> Exercise input
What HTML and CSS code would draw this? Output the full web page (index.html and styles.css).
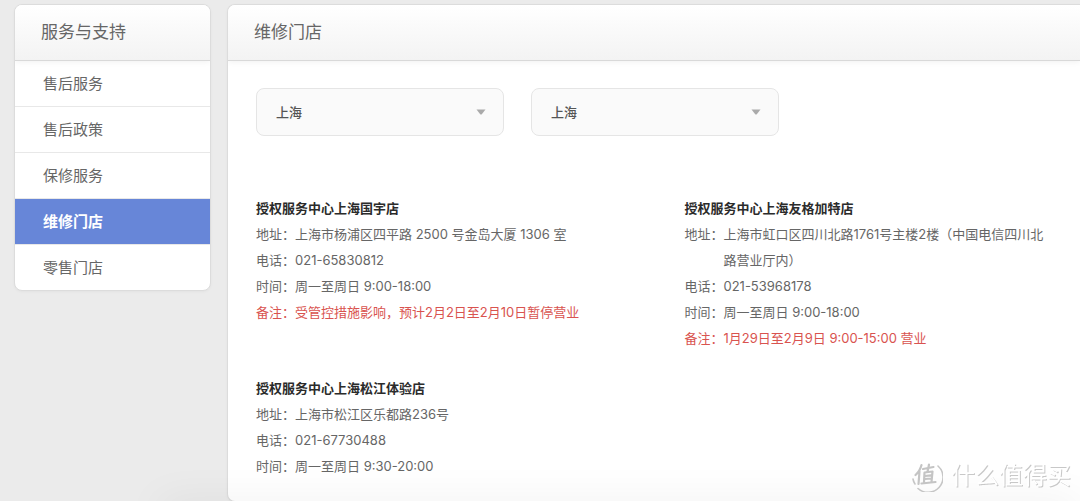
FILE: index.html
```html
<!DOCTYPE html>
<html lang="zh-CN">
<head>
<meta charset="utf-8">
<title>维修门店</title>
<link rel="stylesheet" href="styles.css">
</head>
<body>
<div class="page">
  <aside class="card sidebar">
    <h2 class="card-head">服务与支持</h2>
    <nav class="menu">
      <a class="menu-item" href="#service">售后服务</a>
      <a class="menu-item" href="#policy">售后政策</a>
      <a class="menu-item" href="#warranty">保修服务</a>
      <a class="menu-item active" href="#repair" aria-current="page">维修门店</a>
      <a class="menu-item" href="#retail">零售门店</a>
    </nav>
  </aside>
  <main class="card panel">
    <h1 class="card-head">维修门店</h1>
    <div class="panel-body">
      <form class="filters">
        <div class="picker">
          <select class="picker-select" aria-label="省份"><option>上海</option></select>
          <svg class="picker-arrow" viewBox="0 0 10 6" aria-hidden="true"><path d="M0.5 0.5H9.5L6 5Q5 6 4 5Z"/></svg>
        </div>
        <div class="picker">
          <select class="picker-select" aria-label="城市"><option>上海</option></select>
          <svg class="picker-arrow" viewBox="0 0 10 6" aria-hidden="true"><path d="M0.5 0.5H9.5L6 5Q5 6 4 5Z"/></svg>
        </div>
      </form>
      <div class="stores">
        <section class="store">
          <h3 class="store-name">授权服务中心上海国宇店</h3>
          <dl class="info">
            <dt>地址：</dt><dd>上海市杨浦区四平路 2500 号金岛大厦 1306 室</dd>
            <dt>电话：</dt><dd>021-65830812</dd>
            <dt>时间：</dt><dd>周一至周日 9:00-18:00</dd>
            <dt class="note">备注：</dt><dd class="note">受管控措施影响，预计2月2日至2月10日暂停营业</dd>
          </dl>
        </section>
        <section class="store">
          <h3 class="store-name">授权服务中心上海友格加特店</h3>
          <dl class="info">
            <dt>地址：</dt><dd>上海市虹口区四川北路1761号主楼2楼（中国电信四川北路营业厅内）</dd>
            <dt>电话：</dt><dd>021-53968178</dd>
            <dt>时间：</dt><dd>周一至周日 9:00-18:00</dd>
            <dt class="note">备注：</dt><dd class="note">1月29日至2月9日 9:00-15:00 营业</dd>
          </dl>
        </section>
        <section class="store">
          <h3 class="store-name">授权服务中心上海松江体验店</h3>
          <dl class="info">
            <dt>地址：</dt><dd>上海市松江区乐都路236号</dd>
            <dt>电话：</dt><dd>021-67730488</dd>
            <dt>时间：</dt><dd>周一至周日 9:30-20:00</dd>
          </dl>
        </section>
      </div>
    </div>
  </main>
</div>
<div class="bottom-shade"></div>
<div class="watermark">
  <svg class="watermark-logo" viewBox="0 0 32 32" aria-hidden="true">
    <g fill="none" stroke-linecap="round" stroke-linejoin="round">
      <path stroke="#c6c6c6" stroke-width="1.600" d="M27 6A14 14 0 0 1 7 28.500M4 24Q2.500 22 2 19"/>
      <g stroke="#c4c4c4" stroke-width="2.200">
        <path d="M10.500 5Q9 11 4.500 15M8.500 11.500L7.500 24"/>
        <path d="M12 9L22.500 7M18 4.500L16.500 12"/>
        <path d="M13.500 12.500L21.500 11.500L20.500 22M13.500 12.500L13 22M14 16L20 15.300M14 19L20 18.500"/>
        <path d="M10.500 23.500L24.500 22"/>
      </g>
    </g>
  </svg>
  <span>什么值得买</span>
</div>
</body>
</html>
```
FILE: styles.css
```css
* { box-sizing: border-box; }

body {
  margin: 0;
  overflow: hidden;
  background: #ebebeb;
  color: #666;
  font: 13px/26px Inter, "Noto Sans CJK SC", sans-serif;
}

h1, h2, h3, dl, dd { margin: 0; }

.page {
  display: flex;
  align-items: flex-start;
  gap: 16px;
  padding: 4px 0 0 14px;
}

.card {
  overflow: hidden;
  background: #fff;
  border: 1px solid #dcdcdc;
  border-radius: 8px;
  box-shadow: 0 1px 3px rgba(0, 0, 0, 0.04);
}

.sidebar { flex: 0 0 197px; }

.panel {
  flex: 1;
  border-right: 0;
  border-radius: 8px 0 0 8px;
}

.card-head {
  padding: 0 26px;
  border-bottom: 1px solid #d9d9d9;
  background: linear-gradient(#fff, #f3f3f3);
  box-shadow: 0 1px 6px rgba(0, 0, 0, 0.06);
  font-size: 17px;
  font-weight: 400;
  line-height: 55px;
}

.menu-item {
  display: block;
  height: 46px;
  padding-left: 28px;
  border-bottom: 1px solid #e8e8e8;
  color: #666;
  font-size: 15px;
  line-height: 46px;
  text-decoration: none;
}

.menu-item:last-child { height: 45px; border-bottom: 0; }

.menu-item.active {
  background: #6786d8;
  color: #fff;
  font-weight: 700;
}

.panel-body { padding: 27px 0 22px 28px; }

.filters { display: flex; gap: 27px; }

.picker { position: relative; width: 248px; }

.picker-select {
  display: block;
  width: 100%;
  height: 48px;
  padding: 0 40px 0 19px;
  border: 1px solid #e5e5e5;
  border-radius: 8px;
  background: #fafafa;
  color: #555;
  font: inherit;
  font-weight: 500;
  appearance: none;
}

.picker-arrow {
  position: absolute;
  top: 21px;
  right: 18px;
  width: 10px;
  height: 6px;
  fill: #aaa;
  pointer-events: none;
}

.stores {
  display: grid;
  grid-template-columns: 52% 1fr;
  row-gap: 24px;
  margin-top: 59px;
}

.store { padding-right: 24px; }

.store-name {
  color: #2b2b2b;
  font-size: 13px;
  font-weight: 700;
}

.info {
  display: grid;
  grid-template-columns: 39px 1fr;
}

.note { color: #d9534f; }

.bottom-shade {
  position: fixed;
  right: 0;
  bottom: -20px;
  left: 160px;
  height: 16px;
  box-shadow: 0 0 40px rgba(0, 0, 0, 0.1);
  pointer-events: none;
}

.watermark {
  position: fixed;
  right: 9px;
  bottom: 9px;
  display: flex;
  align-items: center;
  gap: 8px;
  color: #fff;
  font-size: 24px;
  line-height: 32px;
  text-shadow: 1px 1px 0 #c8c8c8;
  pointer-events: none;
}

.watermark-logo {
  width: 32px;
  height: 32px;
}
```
---
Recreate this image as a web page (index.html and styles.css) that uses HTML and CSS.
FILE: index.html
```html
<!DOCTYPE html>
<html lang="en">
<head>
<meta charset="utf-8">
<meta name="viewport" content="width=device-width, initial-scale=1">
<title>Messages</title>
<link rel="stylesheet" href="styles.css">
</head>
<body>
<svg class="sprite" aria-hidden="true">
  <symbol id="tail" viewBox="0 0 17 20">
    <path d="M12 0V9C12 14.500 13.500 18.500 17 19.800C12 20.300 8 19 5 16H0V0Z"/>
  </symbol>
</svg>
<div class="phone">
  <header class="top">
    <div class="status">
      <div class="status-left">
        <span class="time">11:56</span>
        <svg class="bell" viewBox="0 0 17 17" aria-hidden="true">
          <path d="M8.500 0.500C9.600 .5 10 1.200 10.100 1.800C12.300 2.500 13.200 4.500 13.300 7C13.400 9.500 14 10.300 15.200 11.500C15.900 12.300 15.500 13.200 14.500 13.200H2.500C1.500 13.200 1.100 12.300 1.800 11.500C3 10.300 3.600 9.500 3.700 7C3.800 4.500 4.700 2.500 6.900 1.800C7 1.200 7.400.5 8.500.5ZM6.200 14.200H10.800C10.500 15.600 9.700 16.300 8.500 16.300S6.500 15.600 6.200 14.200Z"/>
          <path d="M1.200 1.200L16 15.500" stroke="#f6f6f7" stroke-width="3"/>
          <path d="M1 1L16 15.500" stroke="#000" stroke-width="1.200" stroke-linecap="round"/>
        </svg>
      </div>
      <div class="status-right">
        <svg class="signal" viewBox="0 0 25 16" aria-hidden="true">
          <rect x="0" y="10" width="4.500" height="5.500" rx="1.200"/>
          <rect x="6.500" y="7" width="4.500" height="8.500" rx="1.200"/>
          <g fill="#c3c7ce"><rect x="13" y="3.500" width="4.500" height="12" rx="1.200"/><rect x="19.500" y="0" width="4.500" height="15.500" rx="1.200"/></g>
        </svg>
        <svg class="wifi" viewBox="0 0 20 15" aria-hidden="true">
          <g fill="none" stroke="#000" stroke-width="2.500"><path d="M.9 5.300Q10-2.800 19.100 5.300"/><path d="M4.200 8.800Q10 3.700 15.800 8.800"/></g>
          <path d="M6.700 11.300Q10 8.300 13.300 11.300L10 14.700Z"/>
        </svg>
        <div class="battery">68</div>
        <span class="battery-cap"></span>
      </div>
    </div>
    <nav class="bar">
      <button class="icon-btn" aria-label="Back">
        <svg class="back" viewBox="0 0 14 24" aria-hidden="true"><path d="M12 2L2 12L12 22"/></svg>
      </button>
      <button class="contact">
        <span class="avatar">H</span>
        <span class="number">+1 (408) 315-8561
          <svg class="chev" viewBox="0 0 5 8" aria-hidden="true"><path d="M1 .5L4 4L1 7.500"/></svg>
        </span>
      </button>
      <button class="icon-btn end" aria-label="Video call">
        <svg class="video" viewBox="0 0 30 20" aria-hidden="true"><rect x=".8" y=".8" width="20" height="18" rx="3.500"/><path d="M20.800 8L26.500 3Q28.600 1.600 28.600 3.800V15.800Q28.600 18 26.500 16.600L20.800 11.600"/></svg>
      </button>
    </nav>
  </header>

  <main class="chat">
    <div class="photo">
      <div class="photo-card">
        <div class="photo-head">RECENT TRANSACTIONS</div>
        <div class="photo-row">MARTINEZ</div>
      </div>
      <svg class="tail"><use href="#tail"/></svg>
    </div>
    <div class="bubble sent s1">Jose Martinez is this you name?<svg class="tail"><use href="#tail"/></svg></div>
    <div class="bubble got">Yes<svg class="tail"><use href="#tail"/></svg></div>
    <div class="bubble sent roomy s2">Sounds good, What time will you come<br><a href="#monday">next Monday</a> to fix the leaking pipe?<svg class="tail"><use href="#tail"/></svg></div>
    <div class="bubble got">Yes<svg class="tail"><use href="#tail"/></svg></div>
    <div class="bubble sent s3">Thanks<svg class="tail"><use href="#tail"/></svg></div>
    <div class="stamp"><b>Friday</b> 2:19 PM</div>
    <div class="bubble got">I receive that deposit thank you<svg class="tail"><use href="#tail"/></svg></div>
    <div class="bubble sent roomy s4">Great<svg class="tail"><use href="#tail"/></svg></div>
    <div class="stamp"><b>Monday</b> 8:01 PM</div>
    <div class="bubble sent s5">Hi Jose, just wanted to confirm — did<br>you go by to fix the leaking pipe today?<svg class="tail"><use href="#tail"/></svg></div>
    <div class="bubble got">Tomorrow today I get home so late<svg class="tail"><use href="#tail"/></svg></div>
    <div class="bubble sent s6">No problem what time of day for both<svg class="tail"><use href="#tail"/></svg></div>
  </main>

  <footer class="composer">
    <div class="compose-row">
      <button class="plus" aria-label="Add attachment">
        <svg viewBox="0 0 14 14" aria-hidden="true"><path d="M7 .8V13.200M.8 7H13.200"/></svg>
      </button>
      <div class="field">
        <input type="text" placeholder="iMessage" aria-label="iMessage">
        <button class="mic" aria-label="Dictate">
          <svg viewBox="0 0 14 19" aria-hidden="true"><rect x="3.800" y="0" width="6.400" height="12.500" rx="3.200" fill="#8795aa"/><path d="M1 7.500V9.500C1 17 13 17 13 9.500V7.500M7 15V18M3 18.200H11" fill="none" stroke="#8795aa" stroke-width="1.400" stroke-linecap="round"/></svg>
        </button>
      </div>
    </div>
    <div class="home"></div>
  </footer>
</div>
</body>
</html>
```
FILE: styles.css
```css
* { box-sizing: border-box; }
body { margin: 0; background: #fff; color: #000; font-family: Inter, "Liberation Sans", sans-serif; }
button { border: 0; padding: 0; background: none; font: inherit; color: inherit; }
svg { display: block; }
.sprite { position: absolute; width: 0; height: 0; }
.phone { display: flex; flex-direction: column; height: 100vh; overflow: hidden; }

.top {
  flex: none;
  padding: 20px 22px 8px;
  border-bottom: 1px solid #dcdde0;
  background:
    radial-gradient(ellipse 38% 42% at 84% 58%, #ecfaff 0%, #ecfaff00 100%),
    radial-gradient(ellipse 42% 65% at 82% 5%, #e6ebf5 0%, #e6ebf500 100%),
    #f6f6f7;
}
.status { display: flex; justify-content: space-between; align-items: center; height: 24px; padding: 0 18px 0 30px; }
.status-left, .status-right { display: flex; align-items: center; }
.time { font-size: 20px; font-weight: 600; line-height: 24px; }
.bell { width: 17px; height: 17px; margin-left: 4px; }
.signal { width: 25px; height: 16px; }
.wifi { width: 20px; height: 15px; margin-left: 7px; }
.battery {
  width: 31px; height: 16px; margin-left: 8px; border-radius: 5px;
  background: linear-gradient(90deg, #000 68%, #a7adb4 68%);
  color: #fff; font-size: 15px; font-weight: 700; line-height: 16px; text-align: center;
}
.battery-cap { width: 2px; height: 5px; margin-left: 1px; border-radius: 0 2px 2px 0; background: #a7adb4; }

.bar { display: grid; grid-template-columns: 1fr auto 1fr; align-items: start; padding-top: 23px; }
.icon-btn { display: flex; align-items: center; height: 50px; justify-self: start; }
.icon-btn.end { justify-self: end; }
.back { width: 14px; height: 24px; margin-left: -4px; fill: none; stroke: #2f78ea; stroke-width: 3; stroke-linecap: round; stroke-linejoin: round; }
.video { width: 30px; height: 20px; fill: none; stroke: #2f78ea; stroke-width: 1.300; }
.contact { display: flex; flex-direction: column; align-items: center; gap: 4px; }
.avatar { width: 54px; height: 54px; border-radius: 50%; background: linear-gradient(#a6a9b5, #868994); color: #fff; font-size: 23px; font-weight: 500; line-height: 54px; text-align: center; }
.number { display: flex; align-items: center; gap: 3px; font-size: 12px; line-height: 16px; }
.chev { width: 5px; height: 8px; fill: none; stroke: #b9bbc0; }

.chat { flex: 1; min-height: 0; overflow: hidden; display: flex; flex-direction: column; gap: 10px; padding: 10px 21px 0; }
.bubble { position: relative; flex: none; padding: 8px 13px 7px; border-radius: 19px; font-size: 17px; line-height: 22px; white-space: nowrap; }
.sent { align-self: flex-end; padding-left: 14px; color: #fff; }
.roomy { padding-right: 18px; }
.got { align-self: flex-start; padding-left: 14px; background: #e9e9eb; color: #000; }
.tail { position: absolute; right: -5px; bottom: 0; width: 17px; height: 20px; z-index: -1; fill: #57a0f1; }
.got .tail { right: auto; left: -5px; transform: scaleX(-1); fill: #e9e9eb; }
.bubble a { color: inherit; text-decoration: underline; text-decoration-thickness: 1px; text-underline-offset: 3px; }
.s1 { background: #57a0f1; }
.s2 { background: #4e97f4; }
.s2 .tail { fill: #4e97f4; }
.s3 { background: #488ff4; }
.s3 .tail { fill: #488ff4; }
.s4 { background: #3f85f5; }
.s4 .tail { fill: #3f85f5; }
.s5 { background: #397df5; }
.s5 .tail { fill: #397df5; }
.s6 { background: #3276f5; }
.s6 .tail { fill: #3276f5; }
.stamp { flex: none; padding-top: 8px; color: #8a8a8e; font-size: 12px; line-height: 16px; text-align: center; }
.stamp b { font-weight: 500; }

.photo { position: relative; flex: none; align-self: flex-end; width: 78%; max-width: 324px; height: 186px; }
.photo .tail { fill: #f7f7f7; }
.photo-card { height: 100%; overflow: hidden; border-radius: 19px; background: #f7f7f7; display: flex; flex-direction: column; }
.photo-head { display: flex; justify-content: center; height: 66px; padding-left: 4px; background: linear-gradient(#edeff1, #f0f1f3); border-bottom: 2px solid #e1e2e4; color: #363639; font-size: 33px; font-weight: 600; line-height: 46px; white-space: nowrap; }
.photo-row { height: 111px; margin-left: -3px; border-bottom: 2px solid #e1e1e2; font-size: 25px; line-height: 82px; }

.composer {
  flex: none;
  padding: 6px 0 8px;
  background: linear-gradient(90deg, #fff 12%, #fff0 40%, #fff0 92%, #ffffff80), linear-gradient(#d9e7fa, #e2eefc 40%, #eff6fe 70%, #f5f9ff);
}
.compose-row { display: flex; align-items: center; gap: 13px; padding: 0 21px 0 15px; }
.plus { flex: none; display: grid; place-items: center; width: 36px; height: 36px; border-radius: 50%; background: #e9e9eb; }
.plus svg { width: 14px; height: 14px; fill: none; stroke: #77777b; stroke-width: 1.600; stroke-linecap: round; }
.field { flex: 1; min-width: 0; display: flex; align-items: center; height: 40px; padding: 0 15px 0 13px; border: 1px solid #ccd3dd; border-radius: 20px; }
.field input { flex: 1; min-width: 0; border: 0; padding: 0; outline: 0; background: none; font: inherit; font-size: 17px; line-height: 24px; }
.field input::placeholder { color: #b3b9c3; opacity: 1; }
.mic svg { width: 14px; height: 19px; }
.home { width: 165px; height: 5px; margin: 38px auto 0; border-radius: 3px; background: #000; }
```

> What is needed
From the records above, pull out every line containing the word "page".

> Final result
What HTML and CSS code would draw this? Output the full web page (index.html and styles.css).
<div class="page">
      <a class="menu-item active" href="#repair" aria-current="page">维修门店</a>
.page {
Recreate this image as a web page (index.html and styles.css) that uses HTML and CSS.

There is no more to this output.